▶ **Direction**
Set down each line of the data below exactly as it stands, dropping the pictures.

•••

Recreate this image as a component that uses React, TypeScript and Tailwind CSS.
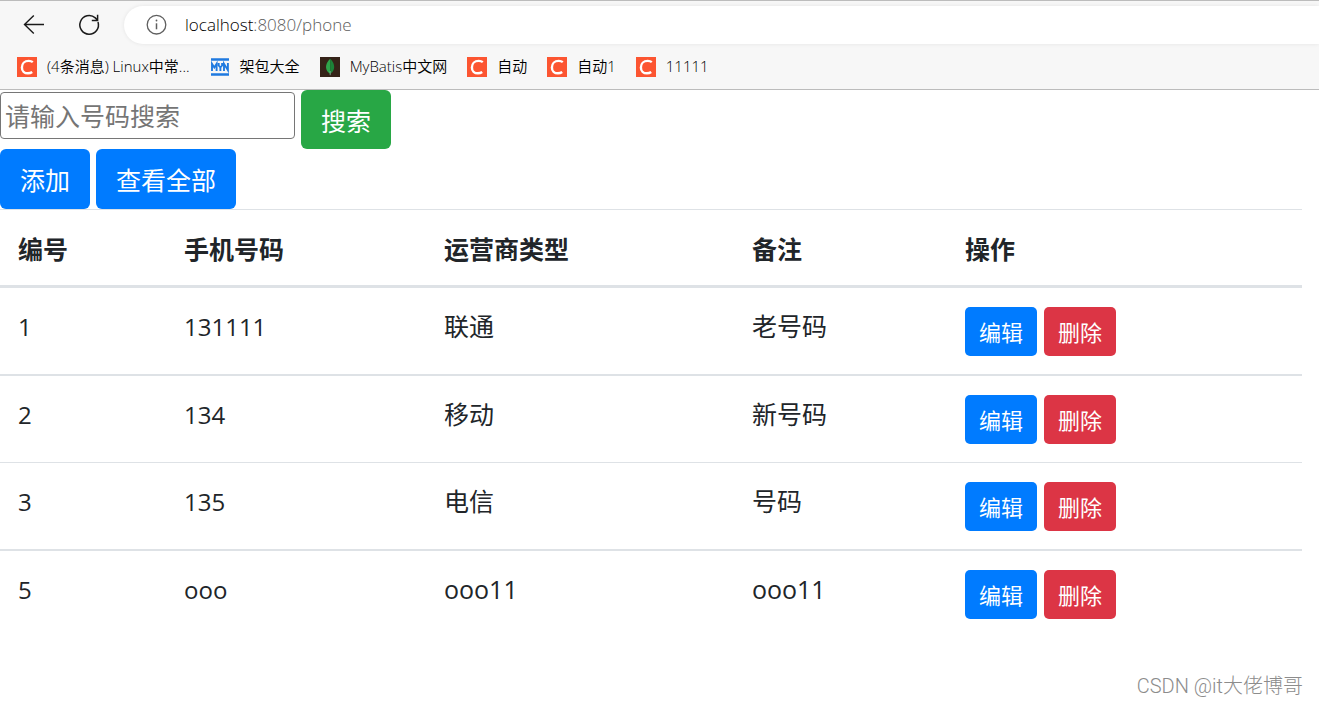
import type { ReactNode } from 'react';

interface PhoneRow {
  id: number;
  phone: string;
  carrier: string;
  remark: string;
  border: string;
}

const rows: PhoneRow[] = [
  { id: 1, phone: '131111', carrier: '联通', remark: '老号码', border: '' },
  { id: 2, phone: '134', carrier: '移动', remark: '新号码', border: 'border-t-2' },
  { id: 3, phone: '135', carrier: '电信', remark: '号码', border: 'border-t' },
  { id: 5, phone: 'ooo', carrier: 'ooo11', remark: 'ooo11', border: 'border-t-2' },
];

const columns = [
  { title: '编号', width: 'w-[12.75%]' },
  { title: '手机号码', width: 'w-[19.97%]' },
  { title: '运营商类型', width: 'w-[23.65%]' },
  { title: '备注', width: 'w-[16.36%]' },
  { title: '操作', width: '' },
];

function CsdnIcon() {
  return (
    <svg viewBox="0 0 20 20" className="h-5 w-5 shrink-0" aria-hidden="true">
      <rect width="20" height="20" fill="#fc5531" />
      <path
        d="M15.8 5.2C14.600 4.200 13.300 3.900 11.700 3.900 7.500 3.900 4.900 6.700 4.900 10.400c0 3.800 2.600 5.900 6 5.900 1.600 0 3.100-.4 4.300-1.300"
        fill="none"
        stroke="#fff"
        strokeWidth="2.4"
      />
    </svg>
  );
}

function MvnIcon() {
  return (
    <svg viewBox="0 0 20 20" className="h-5 w-5 shrink-0" aria-hidden="true">
      <path d="M1 2.500h18M1 17.500h18" stroke="#1f7ae0" strokeWidth="2.400" />
      <path
        d="M2 14V6.800L4.300 10.500l2.300-3.700V14M8.700 6v2.500l1.700 2v3.500v-3.500l1.700-2V6M14 14V6.800l3.900 6.400V6"
        fill="none"
        stroke="#1f7ae0"
        strokeWidth="1.900"
      />
    </svg>
  );
}

function LeafIcon() {
  return (
    <svg viewBox="0 0 20 20" className="h-5 w-5 shrink-0" aria-hidden="true">
      <rect width="20" height="20" fill="#352318" />
      <path d="M10.2 1.800C7.400 4.400 6 7.300 6 10c0 3 1.600 5.200 4.200 6.800z" fill="#2fa44a" />
      <path d="M10.200 1.800C12.900 4.400 14.200 7.300 14.200 10c0 3-1.500 5.200-4 6.800z" fill="#1c8238" />
      <path d="M10.200 14v4.200" stroke="#8bb59a" strokeWidth=".8" />
    </svg>
  );
}

function Bookmark({ icon, children }: { icon: ReactNode; children: ReactNode }) {
  return (
    <a href="#" className="flex items-center gap-[10px] text-[15px] leading-[18px] text-black">
      {icon}
      <span className="pb-[2px] whitespace-nowrap">{children}</span>
    </a>
  );
}

function BrowserBar() {
  return (
    <header className="border-t border-b border-[#bcbcbc] bg-[#f7f7f7]">
      <div className="flex items-center pt-[5px]">
        <button type="button" aria-label="Back" className="ml-[22px] h-6 w-6">
          <svg viewBox="0 0 24 24" className="h-6 w-6" fill="none" stroke="#1a1a1a" strokeWidth="1.4">
            <path d="M22 11.500H2.500M11.800 2.500L2.500 11.500l9.300 9" />
          </svg>
        </button>
        <button type="button" aria-label="Refresh" className="ml-[31px] h-6 w-6">
          <svg viewBox="0 0 24 24" className="h-6 w-6" fill="none" stroke="#1a1a1a" strokeWidth="1.500">
            <path d="M21 9A9.300 9.300 0 1 1 18.300 4.900L20.600 7.200M20.600 1.800v5.600h-5.800" />
          </svg>
        </button>
        <div className="ml-[23px] flex h-[38px] flex-1 items-center rounded-l-full bg-white pl-[22px] shadow-[0_0_4px_rgba(0,0,0,0.08)]">
          <svg viewBox="0 0 22 22" className="h-[22px] w-[22px]" fill="none" stroke="#5f5f5f" strokeWidth="1.300">
            <circle cx="10.5" cy="10.7" r="9.300" />
            <path d="M10.5 9.300v6" strokeWidth="1.500" />
            <circle cx="10.5" cy="6.500" r=".9" fill="#5f5f5f" stroke="none" />
          </svg>
          <p className="ml-[17px] text-[17px] leading-6 text-[#5c5c5c]">
            <span className="text-black">localhost</span>:8080/phone
          </p>
        </div>
      </div>
      <nav className="flex h-[45px] items-center gap-5 pl-[17px]">
        <Bookmark icon={<CsdnIcon />}>(4条消息) Linux中常...</Bookmark>
        <Bookmark icon={<MvnIcon />}>架包大全</Bookmark>
        <Bookmark icon={<LeafIcon />}>MyBatis中文网</Bookmark>
        <Bookmark icon={<CsdnIcon />}>自动</Bookmark>
        <Bookmark icon={<CsdnIcon />}>自动1</Bookmark>
        <Bookmark icon={<CsdnIcon />}>11111</Bookmark>
      </nav>
    </header>
  );
}

export default function App() {
  return (
    <div className="min-h-screen bg-white font-['Open_Sans','Noto_Sans_CJK_SC',sans-serif] font-[350] text-[#212529]">
      <BrowserBar />

      <main className="mr-[17px] font-normal">
        {/* Search */}
        <form className="flex items-start gap-[6px]" onSubmit={(e) => e.preventDefault()}>
          <input
            type="text"
            aria-label="请输入号码搜索"
            placeholder="请输入号码搜索"
            className="mt-[2px] h-[47px] w-[295px] rounded-[4px] border border-[#767676] px-1 text-[25px] placeholder:text-[#757575]"
          />
          <button
            type="submit"
            className="rounded-[6px] bg-[#28a745] px-5 pt-3 pb-[9px] text-[25px] leading-[38px] text-white"
          >
            搜索
          </button>
        </form>

        <div className="flex gap-[6px]">
          <button type="button" className="rounded-[6px] bg-[#007bff] px-5 pt-3 pb-[10px] text-[25px] leading-[38px] text-white">
            添加
          </button>
          <button type="button" className="rounded-[6px] bg-[#007bff] px-5 pt-3 pb-[10px] text-[25px] leading-[38px] text-white">
            查看全部
          </button>
        </div>

        {/* Phone list */}
        <table className="w-full table-fixed border-separate border-spacing-0 text-[25px] leading-[38px]">
          <thead>
            <tr>
              {columns.map((c) => (
                <th
                  key={c.title}
                  className={`${c.width} border-t border-b-3 border-[#dee2e6] px-[18px] pt-5 pb-[17px] text-left font-bold`}
                >
                  {c.title}
                </th>
              ))}
            </tr>
          </thead>
          <tbody>
            {rows.map((row) => {
              const cell = `${row.border} border-[#dee2e6] px-[18px] align-top`;
              return (
                <tr key={row.id}>
                  <td className={`${cell} pt-5 text-[24px]`}>{row.id}</td>
                  <td className={`${cell} pt-5 text-[24px]`}>{row.phone}</td>
                  <td className={`${cell} pt-[19px]`}>{row.carrier}</td>
                  <td className={`${cell} pt-[19px]`}>{row.remark}</td>
                  <td className={`${cell} pt-[19px] pb-[18px]`}>
                    <div className="flex gap-[7px] text-[22px] leading-[34px] text-white">
                      <button type="button" className="rounded-[5px] bg-[#007bff] px-[14px] pt-2 pb-[7px]">
                        编辑
                      </button>
                      <button type="button" className="rounded-[5px] bg-[#dc3545] px-[14px] pt-2 pb-[7px]">
                        删除
                      </button>
                    </div>
                  </td>
                </tr>
              );
            })}
          </tbody>
        </table>
      </main>

      <footer className="mt-[34px] pr-4 text-right font-['Roboto','Noto_Sans_CJK_SC',sans-serif] text-[20px] leading-[30px] font-light text-[#8c8c8c]">
        CSDN @it大佬博哥
      </footer>
    </div>
  );
}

•••

▶ **Response to this task**
Recreate this image as a component that uses React, TypeScript and Tailwind CSS.
import type { ReactNode } from 'react';

interface PhoneRow {
  id: number;
  phone: string;
  carrier: string;
  remark: string;
  border: string;
}

const rows: PhoneRow[] = [
  { id: 1, phone: '131111', carrier: '联通', remark: '老号码', border: '' },
  { id: 2, phone: '134', carrier: '移动', remark: '新号码', border: 'border-t-2' },
  { id: 3, phone: '135', carrier: '电信', remark: '号码', border: 'border-t' },
  { id: 5, phone: 'ooo', carrier: 'ooo11', remark: 'ooo11', border: 'border-t-2' },
];

const columns = [
  { title: '编号', width: 'w-[12.75%]' },
  { title: '手机号码', width: 'w-[19.97%]' },
  { title: '运营商类型', width: 'w-[23.65%]' },
  { title: '备注', width: 'w-[16.36%]' },
  { title: '操作', width: '' },
];

function CsdnIcon() {
  return (
    <svg viewBox="0 0 20 20" className="h-5 w-5 shrink-0" aria-hidden="true">
      <rect width="20" height="20" fill="#fc5531" />
      <path
        d="M15.8 5.2C14.600 4.200 13.300 3.900 11.700 3.900 7.500 3.900 4.900 6.700 4.900 10.400c0 3.800 2.600 5.900 6 5.900 1.600 0 3.100-.4 4.300-1.300"
        fill="none"
        stroke="#fff"
        strokeWidth="2.4"
      />
    </svg>
  );
}

function MvnIcon() {
  return (
    <svg viewBox="0 0 20 20" className="h-5 w-5 shrink-0" aria-hidden="true">
      <path d="M1 2.500h18M1 17.500h18" stroke="#1f7ae0" strokeWidth="2.400" />
      <path
        d="M2 14V6.800L4.300 10.500l2.300-3.700V14M8.700 6v2.500l1.700 2v3.500v-3.500l1.700-2V6M14 14V6.800l3.900 6.400V6"
        fill="none"
        stroke="#1f7ae0"
        strokeWidth="1.900"
      />
    </svg>
  );
}

function LeafIcon() {
  return (
    <svg viewBox="0 0 20 20" className="h-5 w-5 shrink-0" aria-hidden="true">
      <rect width="20" height="20" fill="#352318" />
      <path d="M10.2 1.800C7.400 4.400 6 7.300 6 10c0 3 1.600 5.200 4.200 6.800z" fill="#2fa44a" />
      <path d="M10.200 1.800C12.900 4.400 14.200 7.300 14.200 10c0 3-1.500 5.200-4 6.800z" fill="#1c8238" />
      <path d="M10.200 14v4.200" stroke="#8bb59a" strokeWidth=".8" />
    </svg>
  );
}

function Bookmark({ icon, children }: { icon: ReactNode; children: ReactNode }) {
  return (
    <a href="#" className="flex items-center gap-[10px] text-[15px] leading-[18px] text-black">
      {icon}
      <span className="pb-[2px] whitespace-nowrap">{children}</span>
    </a>
  );
}

function BrowserBar() {
  return (
    <header className="border-t border-b border-[#bcbcbc] bg-[#f7f7f7]">
      <div className="flex items-center pt-[5px]">
        <button type="button" aria-label="Back" className="ml-[22px] h-6 w-6">
          <svg viewBox="0 0 24 24" className="h-6 w-6" fill="none" stroke="#1a1a1a" strokeWidth="1.4">
            <path d="M22 11.500H2.500M11.800 2.500L2.500 11.500l9.300 9" />
          </svg>
        </button>
        <button type="button" aria-label="Refresh" className="ml-[31px] h-6 w-6">
          <svg viewBox="0 0 24 24" className="h-6 w-6" fill="none" stroke="#1a1a1a" strokeWidth="1.500">
            <path d="M21 9A9.300 9.300 0 1 1 18.300 4.900L20.600 7.200M20.600 1.800v5.600h-5.800" />
          </svg>
        </button>
        <div className="ml-[23px] flex h-[38px] flex-1 items-center rounded-l-full bg-white pl-[22px] shadow-[0_0_4px_rgba(0,0,0,0.08)]">
          <svg viewBox="0 0 22 22" className="h-[22px] w-[22px]" fill="none" stroke="#5f5f5f" strokeWidth="1.300">
            <circle cx="10.5" cy="10.7" r="9.300" />
            <path d="M10.5 9.300v6" strokeWidth="1.500" />
            <circle cx="10.5" cy="6.500" r=".9" fill="#5f5f5f" stroke="none" />
          </svg>
          <p className="ml-[17px] text-[17px] leading-6 text-[#5c5c5c]">
            <span className="text-black">localhost</span>:8080/phone
          </p>
        </div>
      </div>
      <nav className="flex h-[45px] items-center gap-5 pl-[17px]">
        <Bookmark icon={<CsdnIcon />}>(4条消息) Linux中常...</Bookmark>
        <Bookmark icon={<MvnIcon />}>架包大全</Bookmark>
        <Bookmark icon={<LeafIcon />}>MyBatis中文网</Bookmark>
        <Bookmark icon={<CsdnIcon />}>自动</Bookmark>
        <Bookmark icon={<CsdnIcon />}>自动1</Bookmark>
        <Bookmark icon={<CsdnIcon />}>11111</Bookmark>
      </nav>
    </header>
  );
}

export default function App() {
  return (
    <div className="min-h-screen bg-white font-['Open_Sans','Noto_Sans_CJK_SC',sans-serif] font-[350] text-[#212529]">
      <BrowserBar />

      <main className="mr-[17px] font-normal">
        {/* Search */}
        <form className="flex items-start gap-[6px]" onSubmit={(e) => e.preventDefault()}>
          <input
            type="text"
            aria-label="请输入号码搜索"
            placeholder="请输入号码搜索"
            className="mt-[2px] h-[47px] w-[295px] rounded-[4px] border border-[#767676] px-1 text-[25px] placeholder:text-[#757575]"
          />
          <button
            type="submit"
            className="rounded-[6px] bg-[#28a745] px-5 pt-3 pb-[9px] text-[25px] leading-[38px] text-white"
          >
            搜索
          </button>
        </form>

        <div className="flex gap-[6px]">
          <button type="button" className="rounded-[6px] bg-[#007bff] px-5 pt-3 pb-[10px] text-[25px] leading-[38px] text-white">
            添加
          </button>
          <button type="button" className="rounded-[6px] bg-[#007bff] px-5 pt-3 pb-[10px] text-[25px] leading-[38px] text-white">
            查看全部
          </button>
        </div>

        {/* Phone list */}
        <table className="w-full table-fixed border-separate border-spacing-0 text-[25px] leading-[38px]">
          <thead>
            <tr>
              {columns.map((c) => (
                <th
                  key={c.title}
                  className={`${c.width} border-t border-b-3 border-[#dee2e6] px-[18px] pt-5 pb-[17px] text-left font-bold`}
                >
                  {c.title}
                </th>
              ))}
            </tr>
          </thead>
          <tbody>
            {rows.map((row) => {
              const cell = `${row.border} border-[#dee2e6] px-[18px] align-top`;
              return (
                <tr key={row.id}>
                  <td className={`${cell} pt-5 text-[24px]`}>{row.id}</td>
                  <td className={`${cell} pt-5 text-[24px]`}>{row.phone}</td>
                  <td className={`${cell} pt-[19px]`}>{row.carrier}</td>
                  <td className={`${cell} pt-[19px]`}>{row.remark}</td>
                  <td className={`${cell} pt-[19px] pb-[18px]`}>
                    <div className="flex gap-[7px] text-[22px] leading-[34px] text-white">
                      <button type="button" className="rounded-[5px] bg-[#007bff] px-[14px] pt-2 pb-[7px]">
                        编辑
                      </button>
                      <button type="button" className="rounded-[5px] bg-[#dc3545] px-[14px] pt-2 pb-[7px]">
                        删除
                      </button>
                    </div>
                  </td>
                </tr>
              );
            })}
          </tbody>
        </table>
      </main>

      <footer className="mt-[34px] pr-4 text-right font-['Roboto','Noto_Sans_CJK_SC',sans-serif] text-[20px] leading-[30px] font-light text-[#8c8c8c]">
        CSDN @it大佬博哥
      </footer>
    </div>
  );
}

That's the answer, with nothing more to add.